Kevin Smith ha tardado más de diez años en vengarse de todos aquellos que se manifestaron pancarta en mano cuando estrenó Dogma en 1999. Y lo ha hecho a lo grande, dando un patadón en los huevos del señor.
Probablemente el mayor problema de Red State sea la atropellada sucesión de acontecimientos en una película en la que no hay protagonistas hasta que llega John Goodman casi a mitad de función, pero no es menos cierto que la única manera de contar una historia como esta de manera efectiva sea así, a trompicones.
Y la película tiene muchos aciertos, sobre todo con los diálogos que Smith les regala a los personajes de Michael Parks y John Goodman (el primero flamante ganador en Sitges 2011 en la categoría de mejor actor) y en un desenlace loquísimo e inolvidable con un anticlímax prodigioso y desmitificador, muy superior a los tan de moda finales anticlimáticos de ahora.

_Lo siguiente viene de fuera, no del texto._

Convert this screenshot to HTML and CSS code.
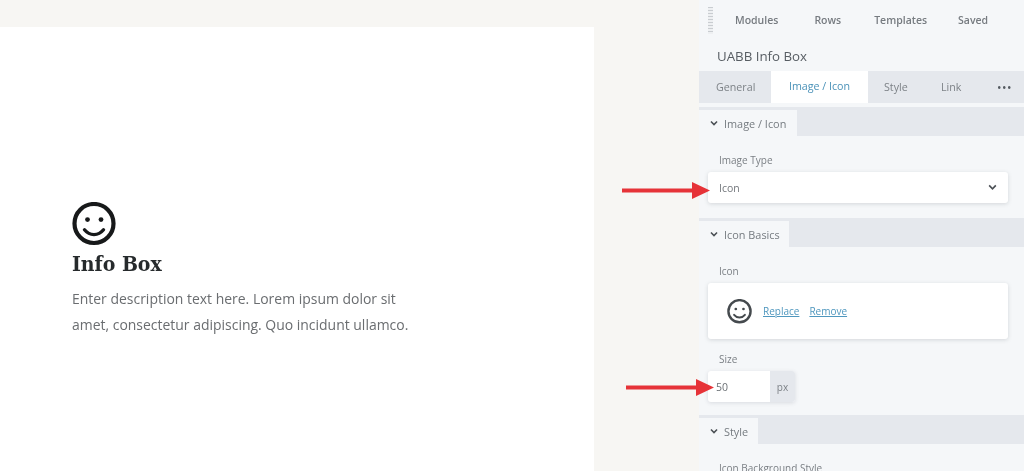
FILE: index.html
```html
<!DOCTYPE html>
<html lang="en">
<head>
<meta charset="utf-8">
<title>UABB Info Box</title>
<link rel="stylesheet" href="styles.css">
</head>
<body>
<svg class="defs" width="0" height="0" aria-hidden="true">
  <symbol id="smile" viewBox="0 0 44 44">
    <circle cx="22" cy="21.500" r="19.500" fill="none" stroke="currentColor" stroke-width="4.200"/>
    <circle cx="15.500" cy="17.600" r="2.400" fill="currentColor"/>
    <circle cx="29" cy="17.600" r="2.400" fill="currentColor"/>
    <path d="M12.500 27.800c2.600 3.200 5.800 4.800 9.500 4.800s6.900-1.600 9.500-4.800" fill="none" stroke="currentColor" stroke-width="3.400" stroke-linecap="round"/>
  </symbol>
  <symbol id="chev" viewBox="0 0 10 8">
    <path d="M1.200 1.600 5 5.400l3.800-3.800" fill="none" stroke="currentColor" stroke-width="1.900"/>
  </symbol>
  <symbol id="arrow" viewBox="0 0 88 17">
    <path d="M0 6.500h70V0l18 8.500L70 17v-6.500H0z" fill="currentColor"/>
  </symbol>
</svg>
<div class="page">
  <main class="stage">
    <section class="canvas">
      <svg class="face"><use href="#smile"/></svg>
      <h1 class="box-title">Info Box</h1>
      <p class="box-text">Enter description text here. Lorem ipsum dolor sit<br>amet, consectetur adipiscing. Quo incidunt ullamco.</p>
    </section>
  </main>
  <aside class="panel">
    <nav class="top-nav">
      <span class="grip"></span>
      <span class="top-item modules">Modules</span>
      <span class="top-item rows">Rows</span>
      <span class="top-item templates">Templates</span>
      <span class="top-item saved">Saved</span>
    </nav>
    <h2 class="panel-title">UABB Info Box</h2>
    <div class="tabs">
      <span class="tab general">General</span>
      <span class="tab active">Image / Icon</span>
      <span class="tab style">Style</span>
      <span class="tab link">Link</span>
      <span class="more">&bull;&bull;&bull;</span>
    </div>
    <div class="section-head first">
      <span class="section-tab w-image"><svg class="chev"><use href="#chev"/></svg>Image / Icon</span>
    </div>
    <div class="fields image-fields">
      <label class="field-label">Image Type</label>
      <div class="select">
        <span>Icon</span>
        <svg class="select-chev"><use href="#chev"/></svg>
        <svg class="arrow arrow-one"><use href="#arrow"/></svg>
      </div>
    </div>
    <div class="section-head">
      <span class="section-tab w-basics"><svg class="chev"><use href="#chev"/></svg>Icon Basics</span>
    </div>
    <div class="fields basics-fields">
      <label class="field-label">Icon</label>
      <div class="icon-card">
        <svg class="card-face"><use href="#smile"/></svg>
        <a class="action replace">Replace</a>
        <a class="action">Remove</a>
      </div>
      <label class="field-label size-label">Size</label>
      <div class="size-input">
        <span class="size-value">50</span>
        <span class="size-unit">px</span>
        <svg class="arrow arrow-two"><use href="#arrow"/></svg>
      </div>
    </div>
    <div class="section-head">
      <span class="section-tab w-style"><svg class="chev"><use href="#chev"/></svg>Style</span>
    </div>
    <div class="fields style-fields">
      <label class="field-label">Icon Background Style</label>
    </div>
  </aside>
</div>
</body>
</html>
```
FILE: styles.css
```css
* { box-sizing: border-box; }
html, body { margin: 0; height: 100%; overflow: hidden; }
body {
  background: #f7f6f3;
  font-family: "Open Sans", "Liberation Sans", sans-serif;
  color: #6f7479;
}
.defs { position: absolute; }
.page { display: flex; height: 471px; overflow: hidden; filter: blur(0.55px); }
.stage { width: 699px; flex: none; padding-top: 27px; }
.canvas {
  width: 594px;
  height: 444px;
  background: #fff;
  padding: 175px 0 0 72px;
}
.face { display: block; width: 44px; height: 44px; color: #17191a; margin-left: -0.500px; }
.box-title {
  margin: 3px 0 0;
  font-family: "DejaVu Serif Condensed", "DejaVu Serif", "Liberation Serif", serif;
  font-weight: 700;
  font-size: 21px;
  line-height: 30px;
  color: #262a2c;
}
.box-text {
  margin: 7px 0 0;
  font-size: 13.960px;
  line-height: 26px;
  color: #6a6d70;
  white-space: nowrap;
}
.panel {
  width: 325px;
  flex: none;
  background: #f5f7f9;
  font-size: 10.500px;
}
.top-nav { height: 40px; display: flex; align-items: center; }
.grip {
  width: 5px;
  height: 27px;
  margin: 0 0 0 9px;
  background: repeating-linear-gradient(#c9cdd1 0 1.500px, #eef0f2 1.500px 3px);
}
.top-item { font-size: 10.500px; font-weight: 600; color: #767b80; }
.modules { margin-left: 22px; }
.rows { margin-left: 36px; }
.templates { margin-left: 33px; }
.saved { margin-left: 31px; }
.panel-title {
  margin: 0;
  height: 31px;
  padding: 6px 0 0 18px;
  font-size: 13.300px;
  font-weight: 400;
  line-height: 20px;
  color: #575d63;
}
.tabs {
  height: 32px;
  display: flex;
  align-items: center;
  background: #e5e8ed;
  color: #7d8287;
}
.tab { font-size: 10.700px; }
.general { margin-left: 17px; width: 55px; }
.tab.active {
  width: 97px;
  height: 32px;
  line-height: 31px;
  text-align: center;
  background: #fff;
  color: #4b92b8;
}
.style { margin-left: 16px; width: 57px; }
.link { width: 56px; }
.more { font-size: 12px; letter-spacing: 0.500px; color: #555b61; }
.section-head { height: 29px; background: #e5e8ed; display: flex; align-items: flex-end; }
.section-head.first { margin-top: 4px; }
.section-tab {
  height: 26px;
  display: flex;
  align-items: center;
  padding-left: 11px;
  background: #f5f7f9;
  color: #757b80;
  font-size: 10.900px;
}
.w-image { width: 98px; }
.w-basics { width: 90px; }
.w-style { width: 59px; padding-top: 1px; }
.chev { width: 8px; height: 7px; margin-right: 6px; color: #4a4f54; }
.fields { padding: 0 16px 0 9px; }
.image-fields { height: 82px; padding-top: 17px; }
.basics-fields { height: 168px; padding-top: 17px; }
.style-fields { padding-top: 17px; }
.field-label {
  display: block;
  padding-left: 11px;
  font-size: 10px;
  line-height: 15px;
  color: #7a7f84;
}
.select {
  position: relative;
  margin-top: 4px;
  height: 31px;
  display: flex;
  align-items: center;
  justify-content: space-between;
  padding: 0 11px;
  background: #fff;
  border-radius: 3px;
  box-shadow: 0 1px 4px rgba(60, 70, 85, .18);
  color: #73777c;
}
.select-chev { width: 9px; height: 7px; color: #4a4f54; }
.icon-card {
  margin-top: 4px;
  height: 56px;
  display: flex;
  align-items: center;
  padding-left: 19px;
  background: #fff;
  border-radius: 3px;
  box-shadow: 0 1px 4px rgba(60, 70, 85, .18);
}
.card-face { width: 25px; height: 25px; color: #454a4e; margin-right: 11px; }
.action { font-size: 10px; color: #4f97be; text-decoration: underline; }
.replace { margin-right: 10px; }
.size-label { margin-top: 13px; }
.size-input {
  position: relative;
  margin-top: 4px;
  width: 87px;
  height: 31px;
  display: flex;
  border-radius: 3px;
  background: #fff;
  box-shadow: 0 1px 4px rgba(60, 70, 85, .15);
  line-height: 33px;
}
.size-value { width: 62px; padding-left: 8px; color: #6b7075; font-size: 10.500px; }
.size-unit { width: 25px; text-align: center; background: #e5e8ed; color: #7d8287; font-size: 10px; border-radius: 0 3px 3px 0; }
.arrow { position: absolute; color: #e63338; }
.arrow-one { left: -86px; top: 9.500px; width: 88px; height: 17px; }
.arrow-two { left: -82px; top: 7.500px; width: 88px; height: 17px; }
```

Aunque los prejuicios tapen las evidentes virtudes de la película por el rasero con el que medimos al Smith de ahora -un tío gordo que no tiene nada que decir y que lo poco que dice es feo- y la película llegue con más de año y medio de retraso a nuestras pantallas, y a pesar de haber desatado la polémica en Sitges al resultar premiada con el premio a mejor película –algo casi irremediable gane quien gane- lo cierto es que tras unos años de mal cine y decepciones, Kevin Smith consigue purgar sus pecados volviendo a hacer lo que mejor sabe: películas pequeñas en las que se habla de cosas muy grandes. Hallelujah.